Get started on the M&A branding journey. The M&A branding process impacts all levels of the organization and involves much more than a design refresh. Companies will often form a task force or integration management office, otherwise known as an IMO, to cut through bureaucracy and focus on key integration topics. Beyond branding, this usually includes operational integration, value capture, organizational structure and leadership, and other key items. Finch Brands typically manages the M&A branding workstream for clients across sizes and categories. Because of the complex questions associated with M&A branding, we have a range of experiences on which to drop and a team of fearless and versatile experts to deploy. Finch Brands’ history of building running and growing brands fuels the strategic insight and design excellence we deliver to help clients navigate the high-stakes M&A branding process.

Bill Gullan:

Thank you all for listening this has been really fun not only to gather our thoughts from many engagements that were focused on M&A brand choices, to document those best practices, to share them in written form as well as in verbal form and we hope that you’ve enjoyed it.

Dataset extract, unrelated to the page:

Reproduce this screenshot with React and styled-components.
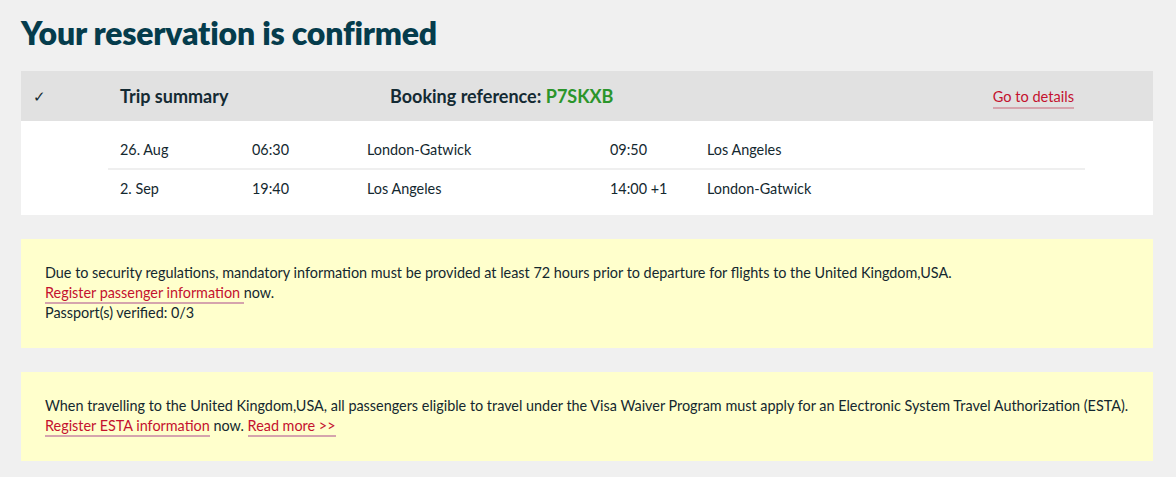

We’d love to discuss further as you encounter situations like this. I think if there’s one kind of closing thought on this, which  I think tended to reiterate across the expanse of the piece is that the right answers here are highly situational. They have to do with company and category dynamics. So hopefully this has been a helpful framework for making a list, building a plan, and thinking through some of these key questions. Obviously as you undertake an M&A situation in the real world the content that comes from the distinctive nature of that situation will help guide you to the right answers. We really appreciated your interest in this and we will sign off from the cradle of liberty.